Write the data out again exactly, dropping any images it holds.

————————

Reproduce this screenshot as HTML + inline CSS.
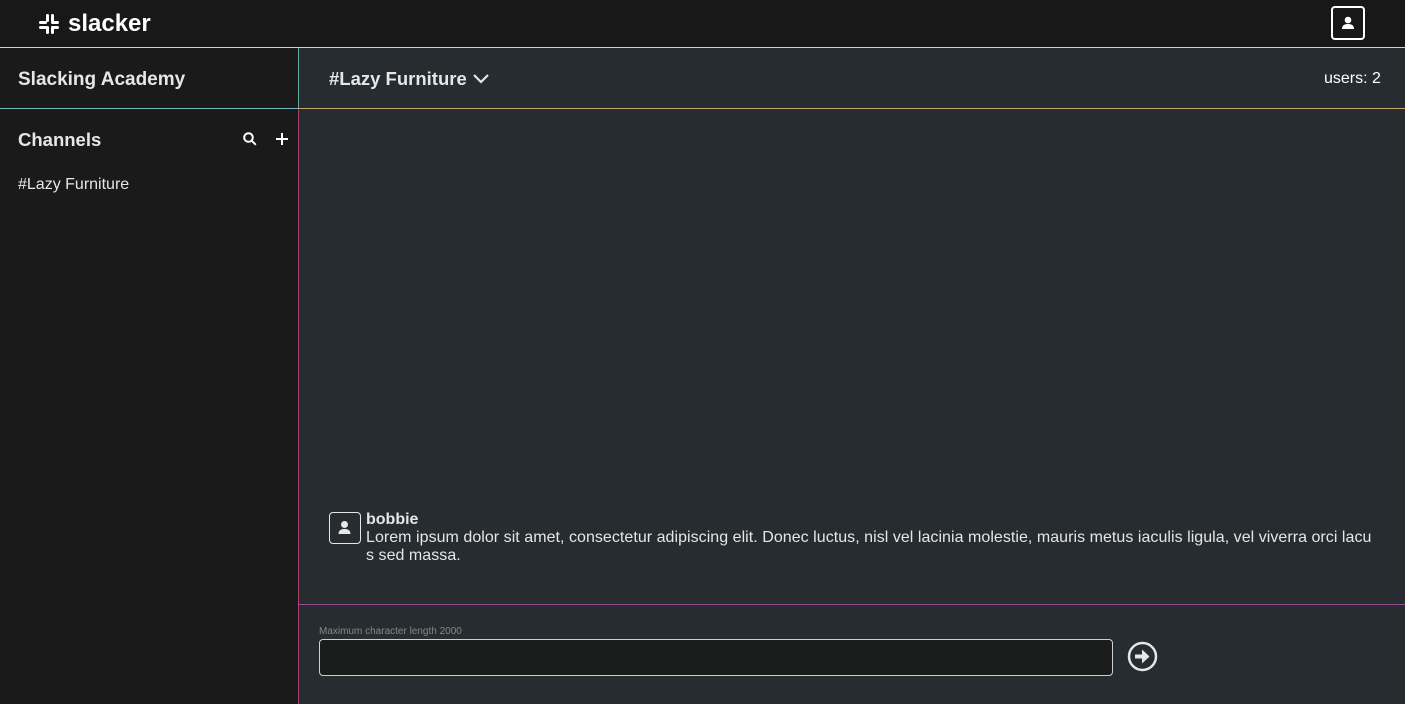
<!DOCTYPE html>
<html><head><style>
*{box-sizing:border-box;margin:0;padding:0}
body{width:1405px;height:704px;overflow:hidden;background:#262c2f;font-family:"Liberation Sans",Arial,sans-serif;color:#e6e6e6;position:relative}
.top{position:absolute;left:0;top:0;width:1405px;height:48px;background:#181818;border-bottom:1px solid #cfcfcf}
.logo{position:absolute;left:38px;top:10px;font-size:24px;font-weight:bold;color:#fff;display:flex;align-items:center;gap:8px}
.usr{position:absolute;left:1331px;top:6px;width:34px;height:34px;border:2px solid #fff;border-radius:4px}
.side{position:absolute;left:0;top:48px;width:299px;height:656px;background:#1a1a1a}
.sh{position:absolute;left:0;top:48px;width:299px;height:61px;border-bottom:1px solid #3ccfd6;border-right:1px solid #2ec4a4}
.sline{position:absolute;left:298px;top:109px;width:1px;height:595px;background:#e0246e}
.mh{position:absolute;left:299px;top:48px;width:1106px;height:61px;border-bottom:1px solid #f0a020}
.t{position:absolute;white-space:nowrap}
.mline{position:absolute;left:299px;top:604px;width:1106px;height:1px;background:#c42bb8}
.inp{position:absolute;left:319px;top:639px;width:794px;height:37px;background:#1a1b1b;border:1px solid #cfcfcf;border-radius:4px}
</style></head><body>
<div class="top">
 <div class="logo"><svg width="22" height="22" viewBox="0 0 22 22" fill="#fff"><rect x="1" y="8" width="8" height="3" rx="1.5"/><rect x="8" y="1" width="3" height="8" rx="1.5"/><rect x="13" y="1" width="3" height="8" rx="1.5"/><rect x="13" y="8" width="8" height="3" rx="1.5"/><rect x="13" y="13" width="8" height="3" rx="1.5"/><rect x="13" y="13" width="3" height="8" rx="1.5"/><rect x="8" y="13" width="3" height="8" rx="1.5"/><rect x="1" y="13" width="8" height="3" rx="1.5"/></svg><span>slacker</span></div>
 <div class="usr"><svg width="30" height="30" viewBox="0 0 30 30" fill="#fff"><circle cx="15" cy="12" r="3.3"/><path d="M9 21c0-4 3-5 6-5s6 1 6 5z"/></svg></div>
</div>
<div class="side"></div>
<div class="sh"></div>
<div class="sline"></div>
<div class="t" style="left:18px;top:69px;font-size:19px;font-weight:bold">Slacking Academy</div>
<div class="t" style="left:18px;top:129px;font-size:18.5px;font-weight:bold">Channels</div>
<svg class="t" style="left:242px;top:131px" width="16" height="16" viewBox="0 0 16 16" fill="none" stroke="#fff" stroke-width="2"><circle cx="6.5" cy="6.5" r="4.3"/><path d="M9.8 9.8l4 4"/></svg>
<svg class="t" style="left:275px;top:132px" width="14" height="14" viewBox="0 0 14 14" stroke="#fff" stroke-width="2"><path d="M7 1v12M1 7h12"/></svg>
<div class="t" style="left:18px;top:176px;font-size:16px">#Lazy Furniture</div>
<div class="mh"></div>
<div class="t" style="left:329px;top:68px;font-size:18.5px;font-weight:bold">#Lazy Furniture</div>
<svg class="t" style="left:472px;top:71px" width="18" height="14" viewBox="0 0 18 14" fill="none" stroke="#e6e6e6" stroke-width="2.2"><path d="M2 4l7 7 7-7"/></svg>
<div class="t" style="left:1324px;top:70px;font-size:16px;color:#fff">users: 2</div>
<div class="t" style="left:329px;top:512px;width:32px;height:32px;border:1.5px solid #e6e6e6;border-radius:4px"><svg width="29" height="29" viewBox="0 0 29 29" fill="#e6e6e6"><circle cx="14.5" cy="11.5" r="3.5"/><path d="M8.5 21c0-4 3-5 6-5s6 1 6 5z"/></svg></div>
<div class="t" style="left:366px;top:511px;font-size:16px;font-weight:bold;line-height:18px">bobbie</div>
<div class="t" style="left:366px;top:529px;width:1012px;white-space:normal;font-size:16px;line-height:18px;word-break:break-all;letter-spacing:0.04px">Lorem ipsum dolor sit amet, consectetur adipiscing elit. Donec luctus, nisl vel lacinia molestie, mauris metus iaculis ligula, vel viverra orci lacus sed massa.</div>
<div class="mline"></div>
<div class="t" style="left:319px;top:626px;font-size:10px;color:#888">Maximum character length 2000</div>
<div class="inp"></div>
<svg class="t" style="left:1127px;top:641px" width="31" height="31" viewBox="0 0 31 31"><circle cx="15.5" cy="15.5" r="13.5" fill="none" stroke="#e6e6e6" stroke-width="2.5"/><path d="M8 13.5h7v-5l7.5 7-7.5 7v-5H8z" fill="#e6e6e6"/></svg>
</body></html>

————————

**PROBLEM SOLUTION**
Reproduce this screenshot as HTML + inline CSS.
<!DOCTYPE html>
<html><head><style>
*{box-sizing:border-box;margin:0;padding:0}
body{width:1405px;height:704px;overflow:hidden;background:#262c2f;font-family:"Liberation Sans",Arial,sans-serif;color:#e6e6e6;position:relative}
.top{position:absolute;left:0;top:0;width:1405px;height:48px;background:#181818;border-bottom:1px solid #cfcfcf}
.logo{position:absolute;left:38px;top:10px;font-size:24px;font-weight:bold;color:#fff;display:flex;align-items:center;gap:8px}
.usr{position:absolute;left:1331px;top:6px;width:34px;height:34px;border:2px solid #fff;border-radius:4px}
.side{position:absolute;left:0;top:48px;width:299px;height:656px;background:#1a1a1a}
.sh{position:absolute;left:0;top:48px;width:299px;height:61px;border-bottom:1px solid #3ccfd6;border-right:1px solid #2ec4a4}
.sline{position:absolute;left:298px;top:109px;width:1px;height:595px;background:#e0246e}
.mh{position:absolute;left:299px;top:48px;width:1106px;height:61px;border-bottom:1px solid #f0a020}
.t{position:absolute;white-space:nowrap}
.mline{position:absolute;left:299px;top:604px;width:1106px;height:1px;background:#c42bb8}
.inp{position:absolute;left:319px;top:639px;width:794px;height:37px;background:#1a1b1b;border:1px solid #cfcfcf;border-radius:4px}
</style></head><body>
<div class="top">
 <div class="logo"><svg width="22" height="22" viewBox="0 0 22 22" fill="#fff"><rect x="1" y="8" width="8" height="3" rx="1.5"/><rect x="8" y="1" width="3" height="8" rx="1.5"/><rect x="13" y="1" width="3" height="8" rx="1.5"/><rect x="13" y="8" width="8" height="3" rx="1.5"/><rect x="13" y="13" width="8" height="3" rx="1.5"/><rect x="13" y="13" width="3" height="8" rx="1.5"/><rect x="8" y="13" width="3" height="8" rx="1.5"/><rect x="1" y="13" width="8" height="3" rx="1.5"/></svg><span>slacker</span></div>
 <div class="usr"><svg width="30" height="30" viewBox="0 0 30 30" fill="#fff"><circle cx="15" cy="12" r="3.3"/><path d="M9 21c0-4 3-5 6-5s6 1 6 5z"/></svg></div>
</div>
<div class="side"></div>
<div class="sh"></div>
<div class="sline"></div>
<div class="t" style="left:18px;top:69px;font-size:19px;font-weight:bold">Slacking Academy</div>
<div class="t" style="left:18px;top:129px;font-size:18.5px;font-weight:bold">Channels</div>
<svg class="t" style="left:242px;top:131px" width="16" height="16" viewBox="0 0 16 16" fill="none" stroke="#fff" stroke-width="2"><circle cx="6.5" cy="6.5" r="4.3"/><path d="M9.8 9.8l4 4"/></svg>
<svg class="t" style="left:275px;top:132px" width="14" height="14" viewBox="0 0 14 14" stroke="#fff" stroke-width="2"><path d="M7 1v12M1 7h12"/></svg>
<div class="t" style="left:18px;top:176px;font-size:16px">#Lazy Furniture</div>
<div class="mh"></div>
<div class="t" style="left:329px;top:68px;font-size:18.5px;font-weight:bold">#Lazy Furniture</div>
<svg class="t" style="left:472px;top:71px" width="18" height="14" viewBox="0 0 18 14" fill="none" stroke="#e6e6e6" stroke-width="2.2"><path d="M2 4l7 7 7-7"/></svg>
<div class="t" style="left:1324px;top:70px;font-size:16px;color:#fff">users: 2</div>
<div class="t" style="left:329px;top:512px;width:32px;height:32px;border:1.5px solid #e6e6e6;border-radius:4px"><svg width="29" height="29" viewBox="0 0 29 29" fill="#e6e6e6"><circle cx="14.5" cy="11.5" r="3.5"/><path d="M8.5 21c0-4 3-5 6-5s6 1 6 5z"/></svg></div>
<div class="t" style="left:366px;top:511px;font-size:16px;font-weight:bold;line-height:18px">bobbie</div>
<div class="t" style="left:366px;top:529px;width:1012px;white-space:normal;font-size:16px;line-height:18px;word-break:break-all;letter-spacing:0.04px">Lorem ipsum dolor sit amet, consectetur adipiscing elit. Donec luctus, nisl vel lacinia molestie, mauris metus iaculis ligula, vel viverra orci lacus sed massa.</div>
<div class="mline"></div>
<div class="t" style="left:319px;top:626px;font-size:10px;color:#888">Maximum character length 2000</div>
<div class="inp"></div>
<svg class="t" style="left:1127px;top:641px" width="31" height="31" viewBox="0 0 31 31"><circle cx="15.5" cy="15.5" r="13.5" fill="none" stroke="#e6e6e6" stroke-width="2.5"/><path d="M8 13.5h7v-5l7.5 7-7.5 7v-5H8z" fill="#e6e6e6"/></svg>
</body></html>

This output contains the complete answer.